Cuarenta años más tarde, un servidor fue elegido concejal de Tafalla, en las primeras elecciones dizque democráticas. Ocupamos la alcaldía y por ser el edil más joven me tocaba llevar la bandera de la ciudad en las corporaciones oficiales. ¿Qué hacer? Optamos por mantener la tradición y el espectáculo popular, y luego dejar que entrara a la iglesia quien quisiera. Así que, llegado el día grande de las fiestas, un servidor hizo el desfile, dejó la bandera en el templo, y mientras duraba la misa se fue a almorzar con dantzaris, giganteros, juglares, timbaleros y demás gente vulgar, que prefiere el humo de la txistorrada al de las velas.
 
La bronca posterior fue histórica y hasta mereció portada en ‘El País’. La Corporación hizo el regreso de misa en medio de una batalla campal, en la que me salvé gracias a las espadas y makilas de los dantzaris. Pero la sociedad ya estaba cambiando. El Ayuntamiento en pleno ratificó la libertad de credos y con posterioridad cada vez han sido más los concejales que participan en la parte civil de la tradición y no lo hacen en la religiosa. Me tocó ser el primero y por ende, el capacico de las hostias.

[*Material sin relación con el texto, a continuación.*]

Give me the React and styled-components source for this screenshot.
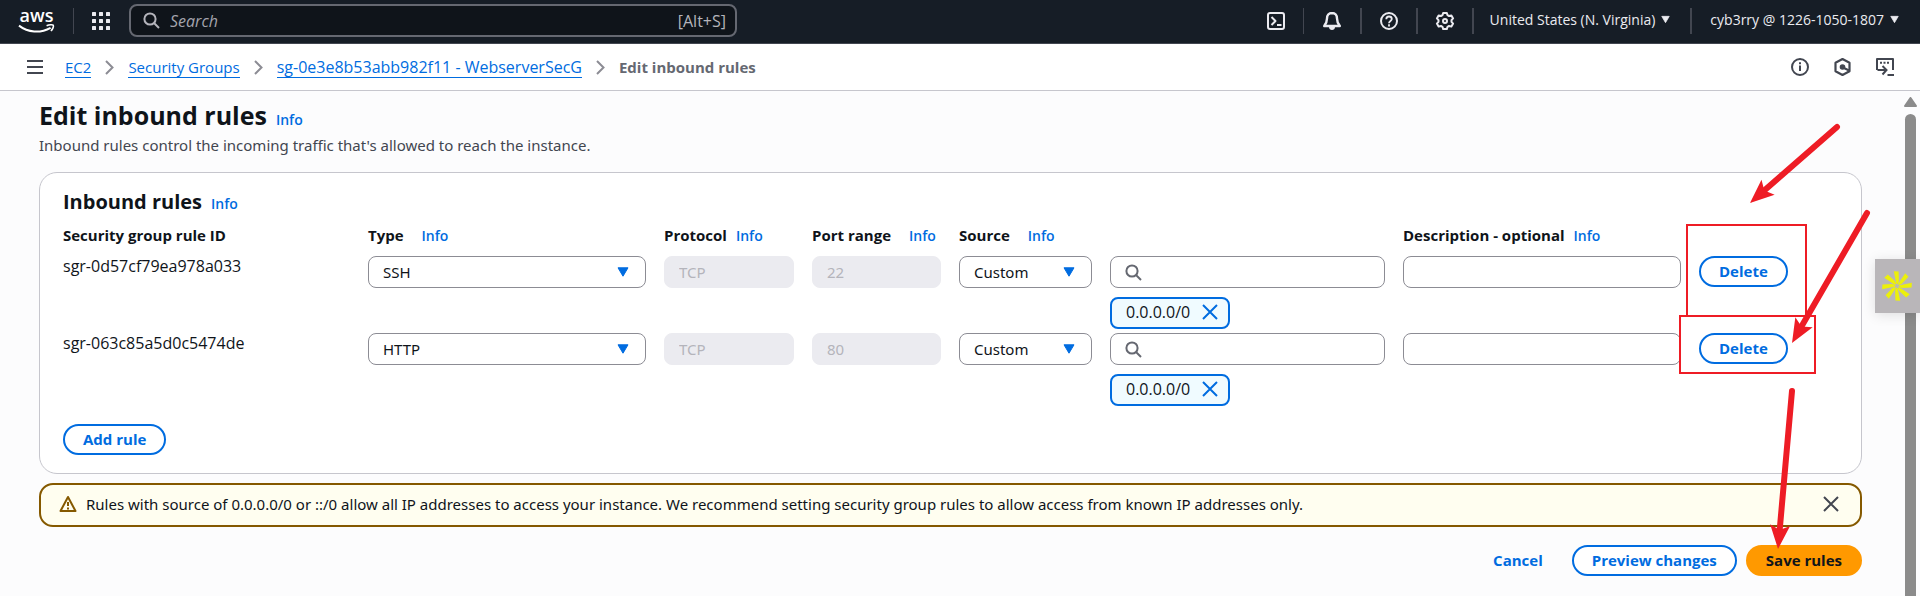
import React from "react";
import styled, { createGlobalStyle, css } from "styled-components";

const BLUE = "#006ce0";
const INK = "#0f141a";
const RED = "#ee1c25";
const HEADING_FONT = `"Open Sans", "Noto Sans", sans-serif`;

const GlobalStyle = createGlobalStyle`
  *, *::before, *::after { box-sizing: border-box; }
  body {
    margin: 0;
    background: #fcfcfd;
    color: ${INK};
    font-family: "Noto Sans", "Open Sans", sans-serif;
    font-size: 15px;
    line-height: 22px;
  }
  button, input, select { font: inherit; color: inherit; }
  svg { display: block; flex: none; }
`;

const Page = styled.div`
  position: relative;
  display: flex;
  flex-direction: column;
  min-height: 100vh;
  overflow: hidden;
`;

/* Global navigation */
const TopBar = styled.header`
  display: flex;
  align-items: flex-start;
  height: 44px;
  padding: 4px 21px 0 18px;
  background: #161d26;
  border-bottom: 1px solid #424650;
  color: #ebebf0;
  font-family: ${HEADING_FONT};
  font-size: 14px;
`;

const Cluster = styled.div`
  display: flex;
  align-items: center;
  height: 33px;
`;

const NavActions = styled(Cluster)`
  margin-left: auto;
`;

const Divider = styled.span`
  width: ${(p) => (p.$thin ? 1 : 2)}px;
  height: 26px;
  background: #424650;
`;

const LogoLink = styled.a`
  display: block;
  margin-right: 18px;
`;

const IconButton = styled.button`
  display: flex;
  align-items: center;
  justify-content: center;
  padding: 0 ${(p) => p.$pad || 0}px;
  border: 0;
  background: none;
  color: inherit;
  cursor: pointer;
`;

const NavSearch = styled.label`
  display: flex;
  align-items: center;
  gap: 10px;
  flex: 0 1 608px;
  height: 33px;
  margin-left: 1px;
  padding: 0 9px 0 12px;
  border: 2px solid #656871;
  border-radius: 8px;
  background: ${INK};
  color: #b4b4bb;
  font-size: 16px;
`;

const NavSearchInput = styled.input`
  flex: 1;
  min-width: 0;
  padding: 0;
  border: 0;
  outline: 0;
  background: none;
  &::placeholder { color: #a4a4ad; font-style: italic; opacity: 1; }
`;

const NavMenu = styled.button`
  display: flex;
  align-items: center;
  gap: 6px;
  padding: 0 ${(p) => (p.$last ? 0 : 20)}px 2px ${(p) => (p.$last ? 18 : 16)}px;
  border: 0;
  background: none;
  color: #ebebf0;
  white-space: nowrap;
  cursor: pointer;
`;

/* Breadcrumb bar */
const CrumbBar = styled.div`
  display: flex;
  align-items: center;
  height: 47px;
  padding: 0 26px 0 27px;
  background: #fff;
  border-bottom: 1px solid #c6c6cd;
  color: #424650;
`;

const Crumbs = styled.nav`
  display: flex;
  align-items: center;
  gap: 14px;
  margin-left: 22px;
`;

const CrumbLink = styled.a`
  color: ${BLUE};
  text-decoration: none;
  border-bottom: 1px solid ${BLUE};
  font-family: ${HEADING_FONT};
  font-size: ${(p) => (p.$resource ? 16 : 15)}px;
  line-height: 20px;
`;

const CrumbCurrent = styled.span`
  color: #656871;
  font-family: ${HEADING_FONT};
  font-weight: 700;
  line-height: 20px;
`;

const Tools = styled.div`
  display: flex;
  gap: 25px;
  margin-left: auto;
`;

/* Content */
const Body = styled.div`
  display: flex;
  flex: 1;
`;

const Main = styled.main`
  flex: 1;
  min-width: 0;
  padding: 8px 39px 20px;
`;

const TitleRow = styled.div`
  display: flex;
  align-items: baseline;
  gap: 9px;
`;

const Title = styled.h1`
  margin: 0;
  font-family: ${HEADING_FONT};
  font-size: 25px;
  line-height: 32px;
  font-weight: 700;
`;

const Subtitle = styled.p`
  margin: 3px 0 0;
  color: #424650;
`;

const Panel = styled.section`
  margin-top: 16px;
  padding: 15px 23px 18px;
  border: 1px solid #c6c6cd;
  border-radius: 18px;
  background: #fff;
`;

const PanelTitle = styled.h2`
  margin: 0;
  font-family: ${HEADING_FONT};
  font-size: 20px;
  line-height: 28px;
  font-weight: 700;
`;

const InfoLink = styled.a`
  color: ${BLUE};
  font-family: ${HEADING_FONT};
  font-size: 14px;
  line-height: 16px;
  font-weight: 600;
  text-decoration: none;
`;

const RulesTable = styled.table`
  display: block;
  margin-top: 8px;
`;

const TableHead = styled.thead`
  display: block;
  margin-bottom: 10px;
`;

const TableRows = styled.tbody`
  display: grid;
  gap: 4px;
`;

const TableRow = styled.tr`
  display: grid;
  grid-template-columns:
    minmax(0, 287fr) minmax(0, 278fr) minmax(0, 130fr) minmax(0, 129fr)
    minmax(0, 133fr) minmax(0, 275fr) minmax(0, 278fr) minmax(89px, 139fr);
  column-gap: 18px;
`;

const HeadCell = styled.th`
  display: flex;
  align-items: baseline;
  gap: ${(p) => p.$gap || 10}px;
  padding: 0;
  text-align: left;
  font-family: ${HEADING_FONT};
  font-weight: 700;
  white-space: nowrap;
`;

const Cell = styled.td`
  display: block;
  padding: 0;
`;

const RuleIdCell = styled(Cell)`
  font-family: ${HEADING_FONT};
  font-size: 16px;
  line-height: 20px;
`;

const fieldBox = css`
  width: 100%;
  height: 32px;
  border: 1px solid #8c8c94;
  border-radius: 8px;
  background: #fff;
  outline: 0;
`;

const TextInput = styled.input`
  ${fieldBox}
  display: block;
  padding: 0 14px;
  &:disabled {
    border-color: #ebebf0;
    background: #ebebf0;
    color: #b4b4bb;
  }
`;

const SelectWrap = styled.div`
  display: grid;
  align-items: center;
  justify-items: end;
  color: ${BLUE};
  & > * { grid-area: 1 / 1; }
  & > svg { margin-right: 17px; pointer-events: none; }
`;

const SelectBox = styled.select`
  ${fieldBox}
  appearance: none;
  padding: 0 30px 0 14px;
  color: ${INK};
`;

const SearchField = styled.label`
  ${fieldBox}
  display: flex;
  align-items: center;
  gap: 8px;
  padding: 0 14px;
  color: #656871;
`;

const BareInput = styled.input`
  flex: 1;
  min-width: 0;
  padding: 0;
  border: 0;
  outline: 0;
  background: none;
`;

const Token = styled.span`
  display: inline-flex;
  align-items: center;
  justify-content: space-between;
  width: 120px;
  height: 32px;
  margin-top: 9px;
  padding: 0 10px 2px 14px;
  border: 2px solid ${BLUE};
  border-radius: 8px;
  background: #f0fbff;
  font-family: ${HEADING_FONT};
  font-size: 16px;
  vertical-align: top;
`;

const TokenRemove = styled(IconButton)`
  color: ${BLUE};
`;

const Button = styled.button`
  height: 31px;
  padding: 0 18px 2px;
  border: 2px solid ${BLUE};
  border-radius: 20px;
  background: #fff;
  color: ${BLUE};
  font-family: ${HEADING_FONT};
  font-weight: 700;
  white-space: nowrap;
  cursor: pointer;
  ${(p) => p.$kind === "primary" && css`
    border-color: #ff9900;
    background: #ff9900;
    color: ${INK};
  `}
  ${(p) => p.$kind === "link" && css`
    border-color: transparent;
    background: none;
  `}
`;

const AddRow = styled.div`
  margin-top: 18px;
`;

const Alert = styled.div`
  display: flex;
  align-items: center;
  gap: 9px;
  height: 44px;
  margin-top: 9px;
  padding: 0 14px 2px 18px;
  border: 2px solid #855900;
  border-radius: 14px;
  background: #fffef0;
`;

const AlertText = styled.span`
  flex: 1;
`;

const Dismiss = styled(IconButton)`
  color: #424650;
`;

const Footer = styled.footer`
  display: flex;
  justify-content: flex-end;
  gap: 9px;
  margin-top: 18px;
`;

/* Scroll track and side tab */
const ScrollTrack = styled.div`
  display: flex;
  flex-direction: column;
  align-items: center;
  gap: 7px;
  width: 19px;
  padding-top: 6px;
`;

const ScrollThumb = styled.div`
  flex: 1;
  width: 11px;
  border-radius: 6px 6px 0 0;
  background: #8b8b8b;
`;

const SideTab = styled.button`
  position: absolute;
  top: 259px;
  right: 0;
  width: 45px;
  height: 54px;
  padding: 0 0 0 7px;
  border: 0;
  background: #b9b6b9;
  box-shadow: 0 2px 12px rgba(0, 0, 0, 0.12);
`;

const Markup = styled.svg`
  position: absolute;
  top: 0;
  right: 0;
  pointer-events: none;
`;

const Caret = ({ w = 12, h = 10 }) => (
  <svg width={w} height={h} viewBox="0 0 12 10" aria-hidden="true">
    <path d="M1 .8h10L6 9.2z" fill="currentColor" stroke="currentColor" strokeWidth="1" strokeLinejoin="round" />
  </svg>
);

const Magnifier = () => (
  <svg width="17" height="17" viewBox="0 0 17 17" fill="none" stroke="currentColor" strokeWidth="2" aria-hidden="true">
    <circle cx="7" cy="7" r="5.6" />
    <path d="M11 11l5 5" />
  </svg>
);

const Cross = () => (
  <svg width="16" height="16" viewBox="0 0 16 16" fill="none" stroke="currentColor" strokeWidth="2" aria-hidden="true">
    <path d="M1 1l14 14M15 1L1 15" />
  </svg>
);

const Chevron = () => (
  <svg width="9" height="15" viewBox="0 0 9 15" fill="none" stroke="#8c8c94" strokeWidth="2" aria-hidden="true">
    <path d="M1 1l6.500 6.500L1 14" />
  </svg>
);

const AwsLogo = () => (
  <svg width="37" height="33" viewBox="0 -7 37 33" role="img" aria-label="aws">
    <text x="18.500" y="11" textAnchor="middle" fontFamily="Open Sans, Noto Sans, sans-serif" fontSize="18" fontWeight="600" fill="#fff">aws</text>
    <path d="M1 14.600C10 21.600 22 22.600 32.600 16.800" fill="none" stroke="#fff" strokeWidth="2" />
    <path d="M28.600 14.800c2.800-1.300 6.200-1.200 6.700-.5.500.9-.5 4-2.400 5.700" fill="none" stroke="#fff" strokeWidth="1.600" />
  </svg>
);

const AppsGrid = () => (
  <svg width="18" height="18" viewBox="0 0 18 18" fill="currentColor" aria-hidden="true">
    {[0, 7, 14].map((y) => [0, 7, 14].map((x) => <rect key={`${x}-${y}`} x={x} y={y} width="4" height="4" rx=".5" />))}
  </svg>
);

const Stroke = ({ children }) => (
  <svg width="20" height="20" viewBox="0 0 20 20" fill="none" stroke="currentColor" strokeWidth="2" strokeLinejoin="round" aria-hidden="true">
    {children}
  </svg>
);

const ShellIcon = () => (
  <Stroke>
    <rect x="2" y="2" width="16" height="16" rx="2" />
    <path d="M5.500 6l4 4-4 4M11 14h4.500" />
  </Stroke>
);

const BellIcon = () => (
  <Stroke>
    <path d="M10 2c-3.300 0-5 2.400-5 5.400 0 3.400-.8 5-2.800 7.600h15.600C15.800 12.400 15 10.800 15 7.400 15 4.400 13.300 2 10 2z" strokeWidth="2.400" />
    <path d="M7 16h6c0 2-1.300 3-3 3s-3-1-3-3z" fill="currentColor" stroke="none" />
  </Stroke>
);

const HelpIcon = () => (
  <Stroke>
    <circle cx="10" cy="10" r="8" />
    <path d="M7.300 8.200C7.300 6.500 8.500 5.500 10 5.500s2.800 1 2.800 2.500c0 1.900-2.800 2-2.800 4.200M10 13.300v2.200" strokeWidth="1.800" />
  </Stroke>
);

const GearIcon = () => (
  <Stroke>
    <path d="M8.200 1.900h3.600l.7 2.300 1.500.8 2.400-.6 1.700 3-1.600 1.800v1.600l1.600 1.800-1.700 3-2.400-.6-1.500.8-.7 2.300H8.200l-.7-2.300-1.500-.8-2.400.6-1.700-3 1.600-1.800V9.200L1.900 7.400l1.700-3L6 5l1.500-.8z" />
    <circle cx="10" cy="10" r="2" />
  </Stroke>
);

const MenuIcon = () => (
  <svg width="16" height="14" viewBox="0 0 16 14" fill="currentColor" aria-hidden="true">
    <path d="M0 0h16v2H0zM0 6h16v2H0zM0 12h16v2H0z" />
  </svg>
);

const InfoIcon = () => (
  <svg width="18" height="18" viewBox="0 0 18 18" fill="none" stroke="currentColor" strokeWidth="2" aria-hidden="true">
    <circle cx="9" cy="9" r="8" />
    <path d="M9 7.500V13M9 4.200v2" />
  </svg>
);

const HexIcon = () => (
  <svg width="17" height="18" viewBox="0 0 17 18" fill="none" stroke="currentColor" strokeWidth="2" strokeLinejoin="round" aria-hidden="true">
    <path d="M8.500 1l7 3.700v8.600l-7 3.700-7-3.700V4.700z" strokeWidth="2.200" />
    <path d="M9 9.500l6 3" />
    <circle cx="8.500" cy="9" r="2.800" fill="currentColor" stroke="none" />
  </svg>
);

const PanelIcon = () => (
  <svg width="18" height="18" viewBox="0 0 18 18" fill="none" stroke="currentColor" strokeWidth="2" aria-hidden="true">
    <path d="M1 12V1h16v11" strokeLinejoin="round" />
    <path d="M4 4.800h2M7.500 4.800h2M11 4.800h2" />
    <path d="M1.500 12h8.500M6.500 8l4 4-4 4.500M11.500 17H18" />
  </svg>
);

const WarningIcon = () => (
  <svg width="18" height="18" viewBox="0 0 18 18" fill="none" stroke="#855900" strokeWidth="2" strokeLinejoin="round" aria-hidden="true">
    <path d="M9 2l7.500 14h-15z" />
    <path d="M9 7v4M9 12.500v2" />
  </svg>
);

const SparkIcon = () => (
  <svg width="30" height="30" viewBox="-15 -15 30 30" fill="#ecf00a" aria-hidden="true">
    {[0, 45, 90, 135, 180, 225, 270, 315].map((a) => (
      <path key={a} transform={`rotate(${a})`} d="M-3.200-14.800l4.800.2L1.900-5 .8-1.500-.8-3z" />
    ))}
  </svg>
);

const ARROWS = [
  { from: [177, 127], to: [90, 203] },
  { from: [207, 213], to: [132, 343] },
  { from: [132, 391], to: [118, 549] },
];

const Annotations = () => (
  <Markup width="260" height="596" viewBox="0 0 260 596" aria-hidden="true">
    <path d="M27 316V225h119v91" fill="none" stroke={RED} strokeWidth="2" />
    <rect x="20" y="316" width="135" height="57" fill="none" stroke={RED} strokeWidth="2" />
    {ARROWS.map(({ from, to }) => {
      const angle = (Math.atan2(to[1] - from[1], to[0] - from[0]) * 180) / Math.PI;
      const length = Math.hypot(to[0] - from[0], to[1] - from[1]);
      return (
        <g key={to.join()} transform={`translate(${to[0]} ${to[1]}) rotate(${angle})`}>
          <path d={`M${-length} 0H-14`} stroke={RED} strokeWidth="6" strokeLinecap="round" />
          <path d="M0 0L-24-10-19 0-24 10z" fill={RED} />
        </g>
      );
    })}
  </Markup>
);

const COLUMNS = [
  { id: "col-id", label: "Security group rule ID" },
  { id: "col-type", label: "Type", gap: 18 },
  { id: "col-protocol", label: "Protocol", gap: 9 },
  { id: "col-port", label: "Port range", gap: 18 },
  { id: "col-source", label: "Source", gap: 18 },
  { id: "col-search", label: "" },
  { id: "col-description", label: "Description - optional", gap: 9 },
  { id: "col-actions", label: "" },
];

const RULES = [
  { id: "sgr-0d57cf79ea978a033", type: "SSH", port: "22" },
  { id: "sgr-063c85a5d0c5474de", type: "HTTP", port: "80" },
];

const Rule = ({ rule }) => (
  <TableRow>
    <RuleIdCell>{rule.id}</RuleIdCell>
    <Cell>
      <SelectWrap>
        <SelectBox aria-labelledby="col-type" defaultValue={rule.type}>
          <option>SSH</option>
          <option>HTTP</option>
        </SelectBox>
        <Caret />
      </SelectWrap>
    </Cell>
    <Cell><TextInput aria-labelledby="col-protocol" defaultValue="TCP" disabled /></Cell>
    <Cell><TextInput aria-labelledby="col-port" defaultValue={rule.port} disabled /></Cell>
    <Cell>
      <SelectWrap>
        <SelectBox aria-labelledby="col-source" defaultValue="Custom">
          <option>Custom</option>
        </SelectBox>
        <Caret />
      </SelectWrap>
    </Cell>
    <Cell>
      <SearchField>
        <Magnifier />
        <BareInput type="text" aria-label="Source address" />
      </SearchField>
      <Token>
        0.0.0.0/0
        <TokenRemove type="button" aria-label="Remove 0.0.0.0/0"><Cross /></TokenRemove>
      </Token>
    </Cell>
    <Cell><TextInput aria-labelledby="col-description" /></Cell>
    <Cell><Button type="button">Delete</Button></Cell>
  </TableRow>
);

export default function App() {
  return (
    <Page>
      <GlobalStyle />
      <TopBar>
        <Cluster>
          <LogoLink href="#home"><AwsLogo /></LogoLink>
          <Divider $thin />
          <IconButton type="button" $pad={18} aria-label="Services"><AppsGrid /></IconButton>
        </Cluster>
        <NavSearch>
          <Magnifier />
          <NavSearchInput type="text" placeholder="Search" aria-label="Search" />
          <span>[Alt+S]</span>
        </NavSearch>
        <NavActions>
          <IconButton type="button" $pad={17} aria-label="CloudShell"><ShellIcon /></IconButton>
          <Divider $thin />
          <IconButton type="button" $pad={18} aria-label="Notifications"><BellIcon /></IconButton>
          <Divider />
          <IconButton type="button" $pad={17} aria-label="Help"><HelpIcon /></IconButton>
          <Divider />
          <IconButton type="button" $pad={17} aria-label="Settings"><GearIcon /></IconButton>
          <Divider />
          <NavMenu type="button">United States (N. Virginia)<Caret w={9} h={9} /></NavMenu>
          <Divider />
          <NavMenu type="button" $last>cyb3rry @ 1226-1050-1807<Caret w={9} h={9} /></NavMenu>
        </NavActions>
      </TopBar>

      <CrumbBar>
        <IconButton type="button" aria-label="Open navigation"><MenuIcon /></IconButton>
        <Crumbs aria-label="Breadcrumbs">
          <CrumbLink href="#ec2">EC2</CrumbLink>
          <Chevron />
          <CrumbLink href="#groups">Security Groups</CrumbLink>
          <Chevron />
          <CrumbLink href="#group" $resource>sg-0e3e8b53abb982f11 - WebserverSecG</CrumbLink>
          <Chevron />
          <CrumbCurrent>Edit inbound rules</CrumbCurrent>
        </Crumbs>
        <Tools>
          <IconButton type="button" aria-label="Info panel"><InfoIcon /></IconButton>
          <IconButton type="button" aria-label="Amazon Q"><HexIcon /></IconButton>
          <IconButton type="button" aria-label="Split panel"><PanelIcon /></IconButton>
        </Tools>
      </CrumbBar>

      <Body>
        <Main>
          <TitleRow>
            <Title>Edit inbound rules</Title>
            <InfoLink href="#info">Info</InfoLink>
          </TitleRow>
          <Subtitle>Inbound rules control the incoming traffic that's allowed to reach the instance.</Subtitle>

          <Panel>
            <TitleRow>
              <PanelTitle>Inbound rules</PanelTitle>
              <InfoLink href="#info">Info</InfoLink>
            </TitleRow>
            <RulesTable>
              <TableHead>
                <TableRow>
                  {COLUMNS.map((c) => (
                    <HeadCell key={c.id} scope="col" $gap={c.gap}>
                      <span id={c.id}>{c.label}</span>
                      {c.gap && <InfoLink href="#info">Info</InfoLink>}
                    </HeadCell>
                  ))}
                </TableRow>
              </TableHead>
              <TableRows>
                {RULES.map((r) => <Rule key={r.id} rule={r} />)}
              </TableRows>
            </RulesTable>
            <AddRow><Button type="button">Add rule</Button></AddRow>
          </Panel>

          <Alert role="alert">
            <WarningIcon />
            <AlertText>
              Rules with source of 0.0.0.0/0 or ::/0 allow all IP addresses to access your instance. We recommend setting security group rules to allow access from known IP addresses only.
            </AlertText>
            <Dismiss type="button" aria-label="Dismiss" $pad={7}><Cross /></Dismiss>
          </Alert>

          <Footer>
            <Button type="button" $kind="link">Cancel</Button>
            <Button type="button">Preview changes</Button>
            <Button type="button" $kind="primary">Save rules</Button>
          </Footer>
        </Main>
        <ScrollTrack>
          <svg width="13" height="10" viewBox="0 0 13 10" aria-hidden="true">
            <path d="M6.500 1L12 9H1z" fill="#8b8b8b" stroke="#8b8b8b" strokeLinejoin="round" strokeWidth="2" />
          </svg>
          <ScrollThumb />
        </ScrollTrack>
      </Body>

      <SideTab type="button" aria-label="Assistant"><SparkIcon /></SideTab>
      <Annotations />
    </Page>
  );
}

Han pasado otros 35 años. Estas últimas elecciones, la derecha ha vuelto a resucitar fantasmas diciendo que, si ganaba, la izquierda abertzale iba a suprimir las auroras, romerías, encierros y corporaciones. Y tras perder por goleada, siguen afilando navajas de cara a las próximas citas del calendario festivo: ¿Entregará el alcalde de Tafalla el cirio al Patrono San Sebastián? ¿Hará el intercambio de varas con el alcalde de Uxue (también abertzale) el día de la Romería? En Lizarra, ¿subirá Koldo al Puy? ¿Estará Asirón en la procesión de San Fermín? ¿Y el tudelano Eneko en la de Santa Ana?

Los navarrísimos deben creer que seguimos siendo tan ingenuos como en los años treinta. En un momento en que tenemos que desmantelar su monumental chiringuito, y cuando nos estamos jugando un modelo de educación, de sanidad, de territorialidad, de sociedad en suma, creen que nos vamos a poner a reñir en medio de la calle, a espadazos de dantzaris, por una vela más o menos al patrono.

La pelea por el laicismo y por alejar a la Iglesia de los poderes terrenales va para largo y exige un proceso educativo que no se va a acortar suspendiendo procesiones. Más bien al contrario. Lo lúdico y lo religioso vienen unidos desde la paganidad. Y lo segundo va perdiendo espacio inexorablemente. ¿Vamos a acelerar su agonía riñendo en fiestas? La tradición, ya milenaria, de la ledanía de Uxue ¿la va a cambiar un Ayuntamiento abertzale? ¿Vamos a dejar de cantar al Ángel de Aralar el “Gorde gorde Euskal Herria”? ¿A quién molesta el canto de la Aurora o el sonido de las campanas? El pueblo disfruta viendo a su Ayuntamiento desfilar, incluso para poder silbarle, y goza con esa algarabía de gigantes, kilikis, danzantes, maceros y bandas de música, mascaradas festivas, mitad pías mitad paganas, caminando alegres hacia la nada.

Además, conviene remembrar el origen civil de muchos de esos desfiles, cuando el Ayuntamiento acudía a «su» iglesia como Patrono y ejercía un acto de dominio sobre la misma. Estaría muy bien, por ejemplo, que Joseba Asirón aprovechara la procesión del 7 de julio para entregar al Arzobispo el acuerdo de la ciudad de Pamplona de construir, en 1696, la capilla de San Fermín, para lo cual se suspendieron durante seis años las corridas sanfermineras. Y decirle de paso que el pueblo de Iruñea no va a renunciar jamás a esa propiedad, a pesar de la artera inmatriculación del 2003. Las iglesias y las ermitas son del pueblo. No está nada mal que, al menos una vez al año, los alcaldes de izquierda hagan acto de presencia institucional en estas propiedades y aprovechen para reclamarlas. Ahí les duele.

Así que, como hereje que ya ha pasado por ello, yo aconsejo a Joseba en Iruñea, a Arturo en Tafalla, a Koldo en Lizarra, a Eneko en Tudela y a tantos otros alcaldes heterodoxos que no jueguen a chiquita; el órdago está hoy en otras cartas. Y el día del patrono, que no duden en pasear ante el pueblo soberano. Con el cirio bien alto, ¡y si gotea que gotee!